What you should do = In the listing below, find every line containing "page" and copy it out.
>> begin Information shown
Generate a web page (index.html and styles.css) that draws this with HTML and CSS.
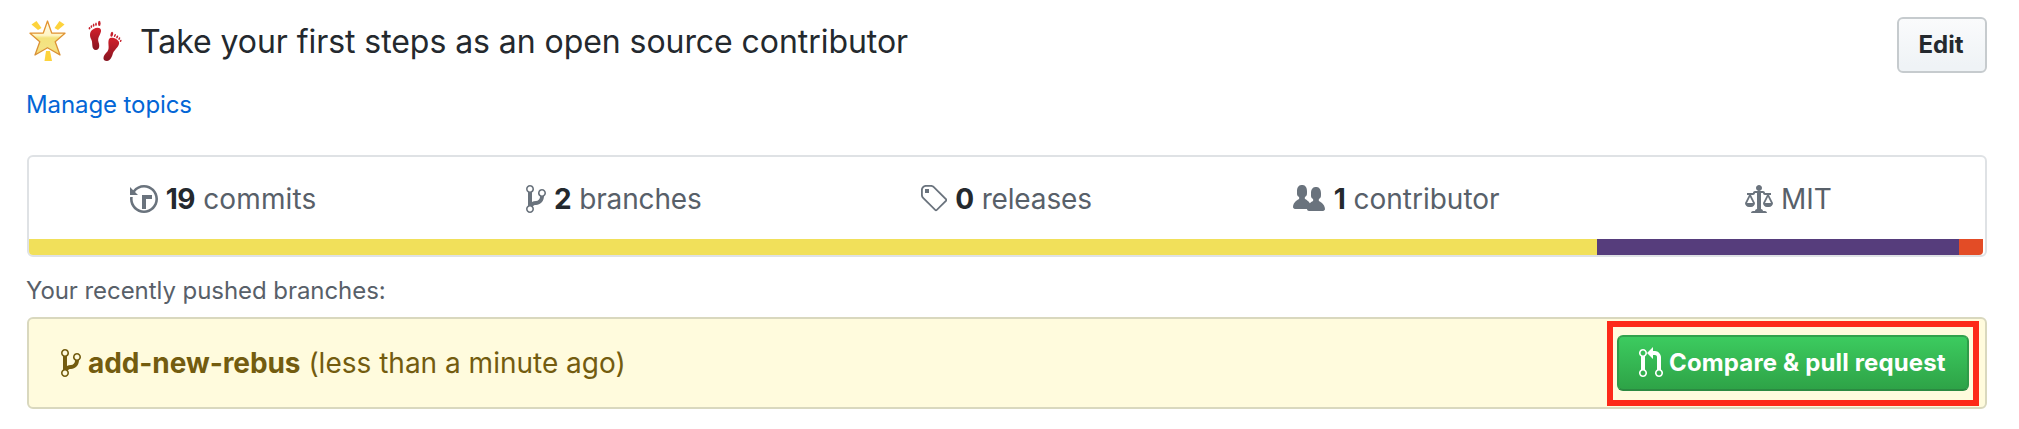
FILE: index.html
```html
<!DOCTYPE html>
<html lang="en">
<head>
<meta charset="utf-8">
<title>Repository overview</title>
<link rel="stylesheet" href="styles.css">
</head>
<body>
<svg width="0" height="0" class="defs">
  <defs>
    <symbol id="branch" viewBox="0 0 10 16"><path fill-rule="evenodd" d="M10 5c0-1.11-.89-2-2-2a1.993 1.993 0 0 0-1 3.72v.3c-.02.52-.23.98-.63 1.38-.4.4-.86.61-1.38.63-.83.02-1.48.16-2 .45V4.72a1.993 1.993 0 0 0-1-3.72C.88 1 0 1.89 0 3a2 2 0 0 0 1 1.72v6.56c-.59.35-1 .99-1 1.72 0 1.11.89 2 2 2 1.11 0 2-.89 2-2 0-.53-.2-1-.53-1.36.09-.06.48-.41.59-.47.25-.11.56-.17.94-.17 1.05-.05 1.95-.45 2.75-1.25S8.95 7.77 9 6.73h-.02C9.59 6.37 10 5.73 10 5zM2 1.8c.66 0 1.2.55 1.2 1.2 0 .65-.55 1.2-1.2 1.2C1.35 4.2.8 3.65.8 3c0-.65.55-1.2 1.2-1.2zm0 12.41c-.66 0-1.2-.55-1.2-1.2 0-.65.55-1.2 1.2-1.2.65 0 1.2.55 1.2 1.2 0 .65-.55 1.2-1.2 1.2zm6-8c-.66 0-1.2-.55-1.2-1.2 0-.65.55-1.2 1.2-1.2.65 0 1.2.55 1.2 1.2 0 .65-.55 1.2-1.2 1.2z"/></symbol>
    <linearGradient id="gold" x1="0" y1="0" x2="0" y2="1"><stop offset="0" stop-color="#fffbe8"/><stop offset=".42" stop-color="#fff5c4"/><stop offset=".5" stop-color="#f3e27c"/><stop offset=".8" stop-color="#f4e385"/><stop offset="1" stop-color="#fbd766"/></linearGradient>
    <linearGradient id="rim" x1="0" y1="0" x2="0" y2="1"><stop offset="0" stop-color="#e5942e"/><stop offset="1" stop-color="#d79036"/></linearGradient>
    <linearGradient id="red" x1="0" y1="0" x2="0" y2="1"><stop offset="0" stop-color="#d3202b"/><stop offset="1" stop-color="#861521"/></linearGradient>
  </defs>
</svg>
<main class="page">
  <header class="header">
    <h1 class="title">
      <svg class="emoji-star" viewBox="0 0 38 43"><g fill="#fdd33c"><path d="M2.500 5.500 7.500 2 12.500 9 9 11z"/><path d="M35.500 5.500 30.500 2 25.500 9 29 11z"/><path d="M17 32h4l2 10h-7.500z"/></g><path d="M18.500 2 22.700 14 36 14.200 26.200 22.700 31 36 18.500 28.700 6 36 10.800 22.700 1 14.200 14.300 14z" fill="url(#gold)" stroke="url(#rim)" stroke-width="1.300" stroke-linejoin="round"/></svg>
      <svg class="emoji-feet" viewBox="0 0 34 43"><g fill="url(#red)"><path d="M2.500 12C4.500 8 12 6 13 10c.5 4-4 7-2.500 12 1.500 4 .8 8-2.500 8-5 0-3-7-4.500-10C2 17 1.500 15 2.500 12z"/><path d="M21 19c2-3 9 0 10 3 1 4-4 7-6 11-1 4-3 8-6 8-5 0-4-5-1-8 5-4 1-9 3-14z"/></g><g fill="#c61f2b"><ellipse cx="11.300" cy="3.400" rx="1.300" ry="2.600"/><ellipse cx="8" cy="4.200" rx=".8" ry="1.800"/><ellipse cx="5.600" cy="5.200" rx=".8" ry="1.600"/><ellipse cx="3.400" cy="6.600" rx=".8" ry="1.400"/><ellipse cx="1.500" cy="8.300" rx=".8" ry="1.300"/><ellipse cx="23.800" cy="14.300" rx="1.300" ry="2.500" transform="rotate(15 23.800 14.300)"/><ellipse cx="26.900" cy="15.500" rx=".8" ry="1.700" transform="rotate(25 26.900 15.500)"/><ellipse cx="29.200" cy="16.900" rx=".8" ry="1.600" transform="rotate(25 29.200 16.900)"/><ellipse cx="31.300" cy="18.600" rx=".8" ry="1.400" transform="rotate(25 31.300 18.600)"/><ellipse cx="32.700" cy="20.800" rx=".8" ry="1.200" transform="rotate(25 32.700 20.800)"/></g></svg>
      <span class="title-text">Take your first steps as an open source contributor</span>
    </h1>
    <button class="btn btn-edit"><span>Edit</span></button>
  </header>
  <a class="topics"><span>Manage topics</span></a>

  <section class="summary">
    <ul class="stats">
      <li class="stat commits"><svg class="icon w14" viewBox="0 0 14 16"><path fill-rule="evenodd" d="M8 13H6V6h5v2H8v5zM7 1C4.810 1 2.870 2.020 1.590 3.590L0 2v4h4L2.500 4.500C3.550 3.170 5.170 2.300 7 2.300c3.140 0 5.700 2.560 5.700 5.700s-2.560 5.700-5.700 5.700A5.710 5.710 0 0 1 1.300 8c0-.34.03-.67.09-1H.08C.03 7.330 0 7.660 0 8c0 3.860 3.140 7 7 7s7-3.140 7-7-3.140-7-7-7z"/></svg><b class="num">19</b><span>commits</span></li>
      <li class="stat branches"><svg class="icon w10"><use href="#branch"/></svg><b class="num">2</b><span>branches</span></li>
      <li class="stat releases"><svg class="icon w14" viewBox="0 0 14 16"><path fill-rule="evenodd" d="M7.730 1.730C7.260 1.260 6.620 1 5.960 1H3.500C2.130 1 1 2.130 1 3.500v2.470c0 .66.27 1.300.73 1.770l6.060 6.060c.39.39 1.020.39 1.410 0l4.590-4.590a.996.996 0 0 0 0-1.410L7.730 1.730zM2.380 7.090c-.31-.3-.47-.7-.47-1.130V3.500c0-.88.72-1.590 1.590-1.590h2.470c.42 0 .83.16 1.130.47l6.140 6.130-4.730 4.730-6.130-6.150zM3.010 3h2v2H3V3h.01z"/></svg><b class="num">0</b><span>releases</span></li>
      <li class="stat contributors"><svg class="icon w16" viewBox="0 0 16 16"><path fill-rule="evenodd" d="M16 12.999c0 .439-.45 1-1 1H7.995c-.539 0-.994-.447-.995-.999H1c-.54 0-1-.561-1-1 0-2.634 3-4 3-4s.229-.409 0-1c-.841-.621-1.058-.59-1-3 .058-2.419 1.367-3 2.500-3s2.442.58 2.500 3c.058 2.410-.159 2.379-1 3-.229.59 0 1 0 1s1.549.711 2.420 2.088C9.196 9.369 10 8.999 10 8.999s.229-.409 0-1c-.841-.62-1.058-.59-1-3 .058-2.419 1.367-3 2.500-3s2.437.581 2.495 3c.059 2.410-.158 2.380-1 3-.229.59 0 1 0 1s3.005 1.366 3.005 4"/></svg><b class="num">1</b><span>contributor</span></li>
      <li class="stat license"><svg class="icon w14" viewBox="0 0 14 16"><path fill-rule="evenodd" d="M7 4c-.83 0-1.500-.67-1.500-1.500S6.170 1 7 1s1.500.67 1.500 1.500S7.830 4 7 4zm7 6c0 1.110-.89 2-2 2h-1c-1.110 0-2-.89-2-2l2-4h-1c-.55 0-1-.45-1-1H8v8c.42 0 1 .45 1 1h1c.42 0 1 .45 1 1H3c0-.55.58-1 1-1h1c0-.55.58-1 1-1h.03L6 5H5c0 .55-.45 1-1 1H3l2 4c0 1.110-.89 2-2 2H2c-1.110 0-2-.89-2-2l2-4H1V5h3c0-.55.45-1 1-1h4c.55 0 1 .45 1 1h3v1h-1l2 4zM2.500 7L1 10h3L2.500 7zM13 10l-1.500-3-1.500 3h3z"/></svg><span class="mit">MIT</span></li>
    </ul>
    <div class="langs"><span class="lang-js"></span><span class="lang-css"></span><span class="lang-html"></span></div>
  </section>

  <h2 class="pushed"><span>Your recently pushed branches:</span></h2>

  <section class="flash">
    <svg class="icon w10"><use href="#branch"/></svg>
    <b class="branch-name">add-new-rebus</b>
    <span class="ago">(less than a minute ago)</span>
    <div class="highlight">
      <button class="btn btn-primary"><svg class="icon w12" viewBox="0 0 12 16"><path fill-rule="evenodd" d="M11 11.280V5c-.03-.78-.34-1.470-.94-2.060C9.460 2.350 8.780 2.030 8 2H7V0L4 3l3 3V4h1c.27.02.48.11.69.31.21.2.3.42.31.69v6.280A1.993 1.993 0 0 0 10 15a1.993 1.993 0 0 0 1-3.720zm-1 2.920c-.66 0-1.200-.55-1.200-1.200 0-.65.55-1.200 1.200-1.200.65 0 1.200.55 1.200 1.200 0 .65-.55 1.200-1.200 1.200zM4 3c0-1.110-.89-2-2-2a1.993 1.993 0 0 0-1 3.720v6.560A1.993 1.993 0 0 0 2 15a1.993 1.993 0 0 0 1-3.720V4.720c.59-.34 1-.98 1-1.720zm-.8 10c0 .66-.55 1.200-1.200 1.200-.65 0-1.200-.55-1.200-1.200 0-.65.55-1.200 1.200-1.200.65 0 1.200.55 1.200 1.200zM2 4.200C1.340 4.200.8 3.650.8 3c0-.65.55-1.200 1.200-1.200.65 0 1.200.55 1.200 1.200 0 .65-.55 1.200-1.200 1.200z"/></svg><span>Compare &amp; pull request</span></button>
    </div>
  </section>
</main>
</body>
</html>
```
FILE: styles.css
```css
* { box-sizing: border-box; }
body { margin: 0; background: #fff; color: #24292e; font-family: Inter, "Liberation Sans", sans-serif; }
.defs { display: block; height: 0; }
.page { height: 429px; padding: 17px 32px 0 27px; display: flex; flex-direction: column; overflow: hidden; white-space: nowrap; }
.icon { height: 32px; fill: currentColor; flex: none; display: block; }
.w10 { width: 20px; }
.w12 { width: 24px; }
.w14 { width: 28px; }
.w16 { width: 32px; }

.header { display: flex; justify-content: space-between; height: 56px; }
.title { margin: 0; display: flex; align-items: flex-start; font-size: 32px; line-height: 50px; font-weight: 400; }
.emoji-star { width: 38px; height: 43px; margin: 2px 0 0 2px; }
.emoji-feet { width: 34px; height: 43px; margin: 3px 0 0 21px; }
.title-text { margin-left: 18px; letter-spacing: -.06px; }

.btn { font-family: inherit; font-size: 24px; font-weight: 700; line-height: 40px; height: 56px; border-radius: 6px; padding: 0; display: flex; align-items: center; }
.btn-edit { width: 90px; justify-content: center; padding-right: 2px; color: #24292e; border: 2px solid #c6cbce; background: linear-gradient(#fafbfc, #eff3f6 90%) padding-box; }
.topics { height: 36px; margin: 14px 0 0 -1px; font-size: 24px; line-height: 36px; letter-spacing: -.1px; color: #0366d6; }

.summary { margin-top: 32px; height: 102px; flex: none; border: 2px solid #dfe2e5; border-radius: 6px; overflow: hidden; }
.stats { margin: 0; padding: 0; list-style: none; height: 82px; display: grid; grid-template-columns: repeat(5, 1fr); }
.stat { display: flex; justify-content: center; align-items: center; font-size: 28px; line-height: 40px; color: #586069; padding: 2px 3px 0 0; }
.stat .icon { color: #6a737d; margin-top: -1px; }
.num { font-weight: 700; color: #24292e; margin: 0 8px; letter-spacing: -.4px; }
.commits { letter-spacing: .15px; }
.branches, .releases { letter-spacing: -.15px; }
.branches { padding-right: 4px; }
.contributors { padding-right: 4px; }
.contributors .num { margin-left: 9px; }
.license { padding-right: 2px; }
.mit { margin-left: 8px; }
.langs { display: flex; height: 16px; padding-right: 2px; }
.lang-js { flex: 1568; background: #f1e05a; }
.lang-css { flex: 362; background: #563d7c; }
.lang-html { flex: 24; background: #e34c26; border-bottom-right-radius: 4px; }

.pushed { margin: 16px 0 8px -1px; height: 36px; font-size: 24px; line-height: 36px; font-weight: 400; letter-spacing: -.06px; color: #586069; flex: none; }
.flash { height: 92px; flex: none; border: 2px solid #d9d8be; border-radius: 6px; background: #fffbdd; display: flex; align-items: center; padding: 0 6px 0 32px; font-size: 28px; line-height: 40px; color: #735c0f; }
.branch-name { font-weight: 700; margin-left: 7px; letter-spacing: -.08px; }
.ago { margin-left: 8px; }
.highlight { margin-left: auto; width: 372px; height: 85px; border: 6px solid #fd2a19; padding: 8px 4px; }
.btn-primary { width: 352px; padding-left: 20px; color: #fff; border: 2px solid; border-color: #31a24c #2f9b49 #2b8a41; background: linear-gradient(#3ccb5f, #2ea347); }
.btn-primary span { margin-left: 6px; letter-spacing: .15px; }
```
>> end Information shown
Worked solution =
Generate a web page (index.html and styles.css) that draws this with HTML and CSS.
<main class="page">
.page { height: 429px; padding: 17px 32px 0 27px; display: flex; flex-direction: column; overflow: hidden; white-space: nowrap; }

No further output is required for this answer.